>>

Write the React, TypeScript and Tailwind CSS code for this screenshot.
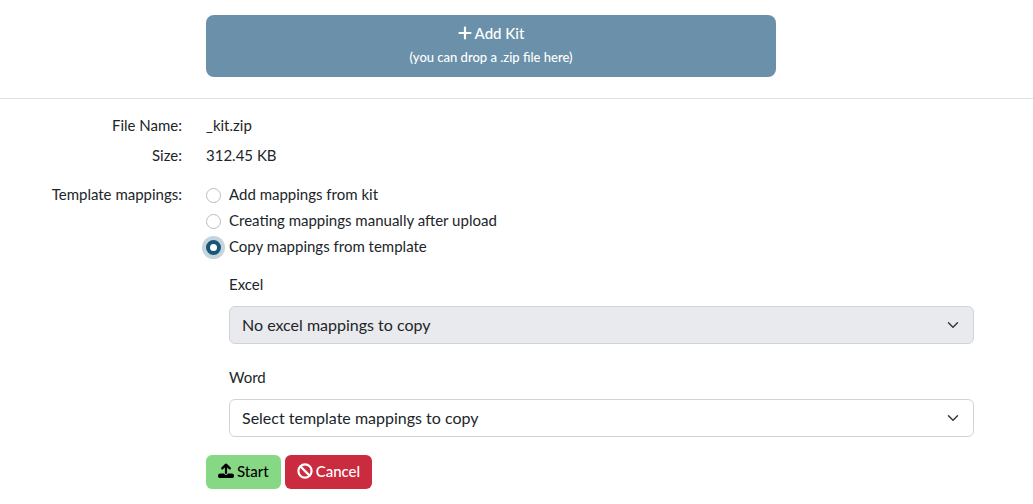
import { useState } from 'react';

const mappingOptions = [
  { value: 'kit', label: 'Add mappings from kit' },
  { value: 'manual', label: 'Creating mappings manually after upload' },
  { value: 'template', label: 'Copy mappings from template' },
];

function PlusIcon() {
  return (
    <svg className="w-3.5 h-3.5" viewBox="0 0 14 14" fill="none" aria-hidden="true">
      <path d="M7 1.5v11M1.5 7h11" stroke="currentColor" strokeWidth="2.2" strokeLinecap="round" />
    </svg>
  );
}

function UploadIcon() {
  return (
    <svg className="w-4 h-4" viewBox="0 0 16 16" fill="none" aria-hidden="true">
      <path d="M8 10V2M4.2 5.4L8 1.6l3.8 3.8" stroke="currentColor" strokeWidth="2.2" strokeLinecap="round" strokeLinejoin="round" />
      <path
        d="M2.2 10.5h3.9a2 2 0 0 0 3.8 0h3.9A2.2 2.2 0 0 1 16 12.7v.6a1.7 1.7 0 0 1-1.7 1.7H1.7A1.7 1.7 0 0 1 0 13.3v-.6a2.2 2.2 0 0 1 2.2-2.2z"
        fill="currentColor"
      />
    </svg>
  );
}

function BanIcon() {
  return (
    <svg className="w-4 h-4" viewBox="0 0 16 16" fill="none" aria-hidden="true">
      <circle cx="8" cy="8" r="6.6" stroke="currentColor" strokeWidth="2.2" />
      <path d="M3.4 3.4l9.2 9.2" stroke="currentColor" strokeWidth="2.2" />
    </svg>
  );
}

interface MappingSelectProps {
  id: string;
  label: string;
  placeholder: string;
  disabled?: boolean;
}

function MappingSelect({ id, label, placeholder, disabled }: MappingSelectProps) {
  return (
    <div>
      <label className="block mb-2.5 leading-6" htmlFor={id}>
        {label}
      </label>
      <div className="grid items-center">
        <select
          id={id}
          disabled={disabled}
          className="col-start-1 row-start-1 w-full h-[38px] pl-3 pr-9 text-base text-[#212529] appearance-none rounded-md border border-[#ced4da] bg-white disabled:bg-[#e9eaed] disabled:opacity-100"
        >
          <option>{placeholder}</option>
        </select>
        <svg
          className="col-start-1 row-start-1 justify-self-end mr-[15px] w-3 h-3 pointer-events-none"
          viewBox="0 0 16 16"
          fill="none"
          aria-hidden="true"
        >
          <path d="M2 5l6 6 6-6" stroke="#343a40" strokeWidth="2" strokeLinecap="round" strokeLinejoin="round" />
        </svg>
      </div>
    </div>
  );
}

export default function App() {
  const [mapping, setMapping] = useState('template');

  return (
    <div className="min-h-screen bg-white text-[15px] text-[#212529] font-['Lato',sans-serif]">
      <div className="pt-[15px] pb-[21px] pl-[206px] pr-[59px] border-b border-[#dee2e6]">
        <button
          type="button"
          className="flex flex-col items-center w-full max-w-[570px] h-[62px] pt-1.5 rounded-lg bg-[#6a91a9] text-white font-medium"
        >
          <span className="flex items-center gap-[3px] leading-6">
            <PlusIcon />
            Add Kit
          </span>
          <span className="text-[13px] leading-6">(you can drop a .zip file here)</span>
        </button>
      </div>

      <form className="pt-3.5 pr-[59px]" onSubmit={(e) => e.preventDefault()}>
        <dl className="grid grid-cols-[182px_1fr] gap-x-6 gap-y-1.5 leading-6">
          <dt className="text-right">File Name:</dt>
          <dd>_kit.zip</dd>
          <dt className="text-right">Size:</dt>
          <dd>312.45 KB</dd>
        </dl>

        <div className="grid grid-cols-[182px_1fr] gap-x-6 mt-[15px]" role="radiogroup" aria-labelledby="mappings-label">
          <div id="mappings-label" className="text-right leading-6">
            Template mappings:
          </div>
          <div>
            {mappingOptions.map((option) => (
              <label key={option.value} className="flex items-start gap-2 mb-0.5 leading-6">
                <input
                  type="radio"
                  name="mapping"
                  value={option.value}
                  checked={mapping === option.value}
                  onChange={() => setMapping(option.value)}
                  className="mt-1.5 appearance-none w-[15px] h-[15px] rounded-full border border-[#b9bdc1] bg-white outline-none checked:border-4 checked:border-[#175676] checked:ring-4 checked:ring-[#c5d5e0]"
                />
                {option.label}
              </label>
            ))}

            <div className="flex flex-col gap-[21px] mt-3.5 ml-[23px]">
              <MappingSelect id="excel" label="Excel" placeholder="No excel mappings to copy" disabled />
              <MappingSelect id="word" label="Word" placeholder="Select template mappings to copy" />
            </div>

            <div className="flex gap-1 mt-[18px]">
              <button type="submit" className="flex items-center gap-[3px] h-[34px] px-3 pb-0.5 rounded-md bg-[#87d884] text-black font-medium">
                <UploadIcon />
                Start
              </button>
              <button type="button" className="flex items-center gap-[3px] h-[34px] px-3 pb-0.5 rounded-md bg-[#cb2b3e] text-white font-medium">
                <BanIcon />
                Cancel
              </button>
            </div>
          </div>
        </div>
      </form>
    </div>
  );
}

<<

## GIVEN INSTRUCTION
All the material shown above is to be copied exactly, with no pictures carried over.

## FINAL RESULT
Write the React, TypeScript and Tailwind CSS code for this screenshot.
import { useState } from 'react';

const mappingOptions = [
  { value: 'kit', label: 'Add mappings from kit' },
  { value: 'manual', label: 'Creating mappings manually after upload' },
  { value: 'template', label: 'Copy mappings from template' },
];

function PlusIcon() {
  return (
    <svg className="w-3.5 h-3.5" viewBox="0 0 14 14" fill="none" aria-hidden="true">
      <path d="M7 1.5v11M1.5 7h11" stroke="currentColor" strokeWidth="2.2" strokeLinecap="round" />
    </svg>
  );
}

function UploadIcon() {
  return (
    <svg className="w-4 h-4" viewBox="0 0 16 16" fill="none" aria-hidden="true">
      <path d="M8 10V2M4.2 5.4L8 1.6l3.8 3.8" stroke="currentColor" strokeWidth="2.2" strokeLinecap="round" strokeLinejoin="round" />
      <path
        d="M2.2 10.5h3.9a2 2 0 0 0 3.8 0h3.9A2.2 2.2 0 0 1 16 12.7v.6a1.7 1.7 0 0 1-1.7 1.7H1.7A1.7 1.7 0 0 1 0 13.3v-.6a2.2 2.2 0 0 1 2.2-2.2z"
        fill="currentColor"
      />
    </svg>
  );
}

function BanIcon() {
  return (
    <svg className="w-4 h-4" viewBox="0 0 16 16" fill="none" aria-hidden="true">
      <circle cx="8" cy="8" r="6.6" stroke="currentColor" strokeWidth="2.2" />
      <path d="M3.4 3.4l9.2 9.2" stroke="currentColor" strokeWidth="2.2" />
    </svg>
  );
}

interface MappingSelectProps {
  id: string;
  label: string;
  placeholder: string;
  disabled?: boolean;
}

function MappingSelect({ id, label, placeholder, disabled }: MappingSelectProps) {
  return (
    <div>
      <label className="block mb-2.5 leading-6" htmlFor={id}>
        {label}
      </label>
      <div className="grid items-center">
        <select
          id={id}
          disabled={disabled}
          className="col-start-1 row-start-1 w-full h-[38px] pl-3 pr-9 text-base text-[#212529] appearance-none rounded-md border border-[#ced4da] bg-white disabled:bg-[#e9eaed] disabled:opacity-100"
        >
          <option>{placeholder}</option>
        </select>
        <svg
          className="col-start-1 row-start-1 justify-self-end mr-[15px] w-3 h-3 pointer-events-none"
          viewBox="0 0 16 16"
          fill="none"
          aria-hidden="true"
        >
          <path d="M2 5l6 6 6-6" stroke="#343a40" strokeWidth="2" strokeLinecap="round" strokeLinejoin="round" />
        </svg>
      </div>
    </div>
  );
}

export default function App() {
  const [mapping, setMapping] = useState('template');

  return (
    <div className="min-h-screen bg-white text-[15px] text-[#212529] font-['Lato',sans-serif]">
      <div className="pt-[15px] pb-[21px] pl-[206px] pr-[59px] border-b border-[#dee2e6]">
        <button
          type="button"
          className="flex flex-col items-center w-full max-w-[570px] h-[62px] pt-1.5 rounded-lg bg-[#6a91a9] text-white font-medium"
        >
          <span className="flex items-center gap-[3px] leading-6">
            <PlusIcon />
            Add Kit
          </span>
          <span className="text-[13px] leading-6">(you can drop a .zip file here)</span>
        </button>
      </div>

      <form className="pt-3.5 pr-[59px]" onSubmit={(e) => e.preventDefault()}>
        <dl className="grid grid-cols-[182px_1fr] gap-x-6 gap-y-1.5 leading-6">
          <dt className="text-right">File Name:</dt>
          <dd>_kit.zip</dd>
          <dt className="text-right">Size:</dt>
          <dd>312.45 KB</dd>
        </dl>

        <div className="grid grid-cols-[182px_1fr] gap-x-6 mt-[15px]" role="radiogroup" aria-labelledby="mappings-label">
          <div id="mappings-label" className="text-right leading-6">
            Template mappings:
          </div>
          <div>
            {mappingOptions.map((option) => (
              <label key={option.value} className="flex items-start gap-2 mb-0.5 leading-6">
                <input
                  type="radio"
                  name="mapping"
                  value={option.value}
                  checked={mapping === option.value}
                  onChange={() => setMapping(option.value)}
                  className="mt-1.5 appearance-none w-[15px] h-[15px] rounded-full border border-[#b9bdc1] bg-white outline-none checked:border-4 checked:border-[#175676] checked:ring-4 checked:ring-[#c5d5e0]"
                />
                {option.label}
              </label>
            ))}

            <div className="flex flex-col gap-[21px] mt-3.5 ml-[23px]">
              <MappingSelect id="excel" label="Excel" placeholder="No excel mappings to copy" disabled />
              <MappingSelect id="word" label="Word" placeholder="Select template mappings to copy" />
            </div>

            <div className="flex gap-1 mt-[18px]">
              <button type="submit" className="flex items-center gap-[3px] h-[34px] px-3 pb-0.5 rounded-md bg-[#87d884] text-black font-medium">
                <UploadIcon />
                Start
              </button>
              <button type="button" className="flex items-center gap-[3px] h-[34px] px-3 pb-0.5 rounded-md bg-[#cb2b3e] text-white font-medium">
                <BanIcon />
                Cancel
              </button>
            </div>
          </div>
        </div>
      </form>
    </div>
  );
}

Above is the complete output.